Materials and methods Observational study performed from 01/01/2010 to 31/12/2010. Study population: Surgical patients who started parenteral nutrition during the study period and whose blood albumin level had been assessed. Patients were divided into two groups: 1. Glutamine group: patients receiving parenteral nutrition supplemented with glutamine for 7 days. 2. Control group: patients receiving parenteral nutrition without glutamine supplement. The authors recorded blood albumin levels at the start of parenteral nutrition and after 7 days. The authors calculated the variation in albumin levels in both groups and applied the t test to identify significant differences between groups. Data were collected from the software used to prepare parenteral nutrition (Multicomp ®) and from the application used to record clinical laboratory data (IntraLAB ®). The statistical analysis was performed using SPSS ® version 15.
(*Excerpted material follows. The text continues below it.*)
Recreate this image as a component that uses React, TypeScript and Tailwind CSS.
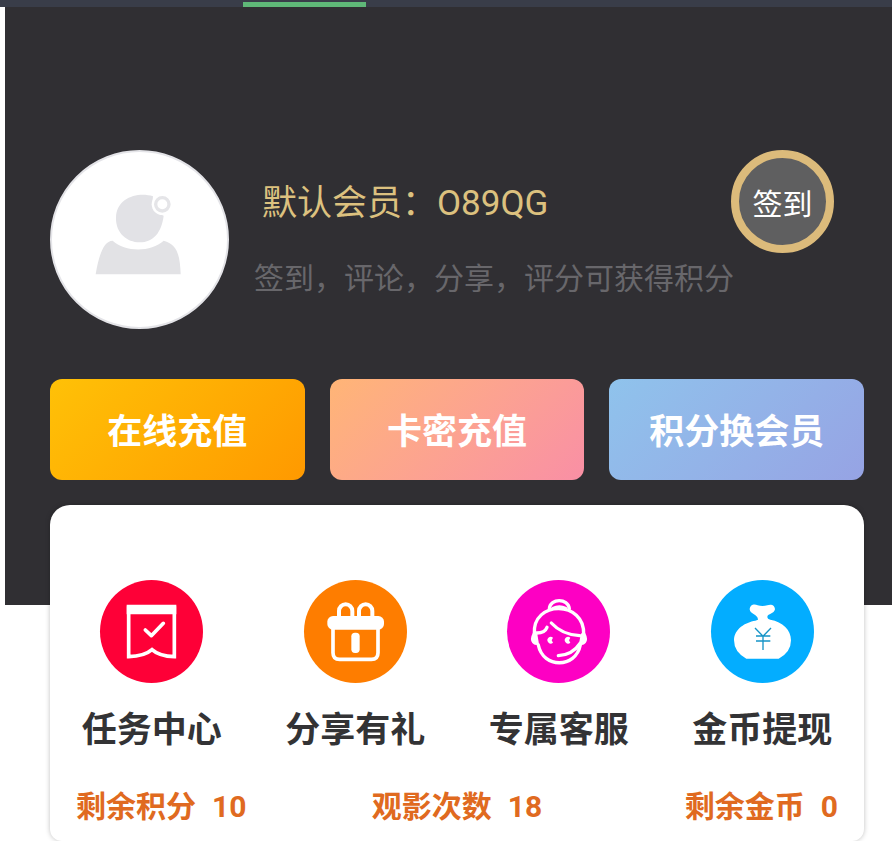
import type { ReactNode } from "react";

const recharges = [
  { name: "在线充值", color: "from-[#ffc107] to-[#ff9900]" },
  { name: "卡密充值", color: "from-[#ffb576] to-[#f98fa5]" },
  { name: "积分换会员", color: "from-[#8fc3ec] to-[#96a3e4]" },
];

const stats = [
  { name: "剩余积分", value: 10, align: "justify-start" },
  { name: "观影次数", value: 18, align: "justify-center" },
  { name: "剩余金币", value: 0, align: "justify-end" },
];

function TaskIcon() {
  return (
    <svg viewBox="31 31 309 309" fill="none" stroke="#fff" aria-hidden="true">
      <path d="M111 105h149v29H111z" fill="#fff" stroke="none" />
      <path
        d="M117 110v151Q164 260 187 240Q209 260 254 261V110"
        strokeWidth="11"
      />
      <path
        d="M167 181l18 17 36-37"
        strokeWidth="11"
        strokeLinecap="round"
        strokeLinejoin="round"
      />
    </svg>
  );
}

function GiftIcon() {
  return (
    <svg viewBox="27 31 309 309" fill="none" stroke="#fff" aria-hidden="true">
      <path
        d="M132 142v-18a20 20 0 0 1 40 0v18M192 142v-18a20 20 0 0 1 40 0v18"
        strokeWidth="12"
      />
      <rect x="97" y="139" width="170" height="41" rx="17" fill="#fff" stroke="none" />
      <path
        d="M114 174v75q0 20 20 20h95q20 0 20-20v-75"
        strokeWidth="11"
      />
      <rect x="169" y="189" width="25" height="61" rx="11" fill="#fff" stroke="none" />
    </svg>
  );
}

function ServiceIcon() {
  return (
    <svg
      viewBox="23 31 309 309"
      fill="none"
      stroke="#fff"
      strokeWidth="10"
      strokeLinecap="round"
      aria-hidden="true"
    >
      <path d="M150 117C153 85 206 85 210 117" />
      <path d="M160 115q20-9 40 0" strokeWidth="7" />
      <path d="M105 193C98 91 258 91 253 195" />
      <path d="M117 226C131 297 229 297 243 226" />
      <path d="M110 190q26 1 33-17M156 160q32 35 85 38" />
      <path
        d="M101 189q9-3 13 5l5 29q-11 8-20-3-9-12 2-31zM257 189q-9-3-13 5l-5 29q11 8 20-3 9-12-2-31z"
        fill="#fff"
        stroke="none"
      />
      <path d="M242 221q-22 34-65 37" />
      <path
        d="M161 204a10 10 0 1 0 0 15l-4-7zM213 204a10 10 0 1 0 0 15l-4-7z"
        fill="#fff"
        stroke="none"
      />
    </svg>
  );
}

function CoinIcon() {
  return (
    <svg viewBox="33 31 309 309" fill="none" aria-hidden="true">
      <path
        d="M174 150C174 134 150 134 149 119C151 103 164 103 173 107C182 110 193 110 202 107C211 103 224 104 225 119C222 133 204 132 202 141Q202 148 211 150C248 157 273 180 273 212Q273 248 236 267H139Q102 247 102 211C103 177 136 158 166 153Z"
        fill="#fff"
      />
      <path
        d="M165 175l24 25 24-25M168 199h43M168 214h43M189 199v42"
        stroke="#1594c7"
        strokeWidth="4"
      />
    </svg>
  );
}

const menus: { name: string; color: string; icon: ReactNode }[] = [
  { name: "任务中心", color: "bg-[#fe0037]", icon: <TaskIcon /> },
  { name: "分享有礼", color: "bg-[#fe7d00]", icon: <GiftIcon /> },
  { name: "专属客服", color: "bg-[#fd00c3]", icon: <ServiceIcon /> },
  { name: "金币提现", color: "bg-[#03adff]", icon: <CoinIcon /> },
];

function Avatar() {
  return (
    <div className="size-[179px] shrink-0 rounded-full border-2 border-[#e4e4e8] bg-white">
      <svg viewBox="37 37 525 525" role="img" aria-label="头像">
        <path
          d="M340 170C295 156 230 174 229 235C228 280 262 308 300 308C342 308 366 277 372 228C350 222 335 200 340 170Z"
          fill="#e2e2e6"
        />
        <path
          d="M168 404C176 355 190 303 219 303C255 337 333 339 372 303C414 313 421 350 423 404Z"
          fill="#e2e2e5"
        />
        <circle cx="368" cy="194" r="32" fill="#fff" />
        <circle cx="368" cy="194" r="20" stroke="#e5e5e8" strokeWidth="10" fill="none" />
        <path d="M368 182v24M356 194h24" stroke="#fff" strokeWidth="9" />
      </svg>
    </div>
  );
}

export default function App() {
  return (
    <div className="bg-white font-['Roboto','Noto_Sans_CJK_SC',sans-serif]">
      <div className="flex h-[7px] items-end bg-[#393d49]">
        <div className="ml-[243px] h-[5px] w-[123px] bg-[#5fb878]"></div>
      </div>

      <main className="ml-[5px]">
        <section className="bg-[#302f33] pt-[143px] pr-7 pb-[125px] pl-[45px]">
          <div className="flex gap-[25px]">
            <Avatar />
            <div className="min-w-0 flex-1">
              <div className="flex items-center justify-between pr-[30px] pl-2">
                <h1 className="pt-1.5 text-[35px] text-[#dcc17f]">默认会员：O89QG</h1>
                <button className="size-[103px] rounded-full border-8 border-[#dcbb7b] bg-[#5f5f60] pt-1.5 text-[30px] text-white">
                  签到
                </button>
              </div>
              <p className="text-[30px] leading-[52px] whitespace-nowrap text-[#68676b]">
                签到，评论，分享，评分可获得积分
              </p>
            </div>
          </div>

          <div className="mt-[50px] grid grid-cols-3 gap-[25px]">
            {recharges.map((item) => (
              <button
                key={item.name}
                className={`h-[101px] rounded-xl bg-linear-135 pt-2 text-[35px] font-bold text-white ${item.color}`}
              >
                {item.name}
              </button>
            ))}
          </div>
        </section>

        <section className="relative -mt-[100px] mr-7 ml-[45px] rounded-t-[20px] rounded-b-xl bg-white pt-[75px] pb-3 shadow-[0_0_5px_rgba(0,0,0,0.25)]">
          <div className="grid grid-cols-4">
            {menus.map((item) => (
              <a key={item.name} href="#" className="flex flex-col items-center gap-[22px]">
                <span className={`size-[103px] rounded-full ${item.color}`}>
                  {item.icon}
                </span>
                <span className="text-[35px] leading-[52px] font-bold text-[#333335]">
                  {item.name}
                </span>
              </a>
            ))}
          </div>

          <div className="mt-7 grid grid-cols-3 px-[26px] text-[30px] leading-[44px] font-bold text-[#e06a20]">
            {stats.map((item) => (
              <div key={item.name} className={`flex gap-4 ${item.align}`}>
                <span>{item.name}</span>
                <span>{item.value}</span>
              </div>
            ))}
          </div>
        </section>
      </main>
    </div>
  );
}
Results The study group comprised 30 patients and the control group 30 patients. The mean increase in albumin level was 0.457 g/dl in the glutamine group and 0.180 g/dl in the control group (p=0.003).

Conclusions The authors found statistically significant variations in albumin levels in favour of the group receiving glutamine-supplemented nutrition. Further controlled studies are needed to confirm this finding.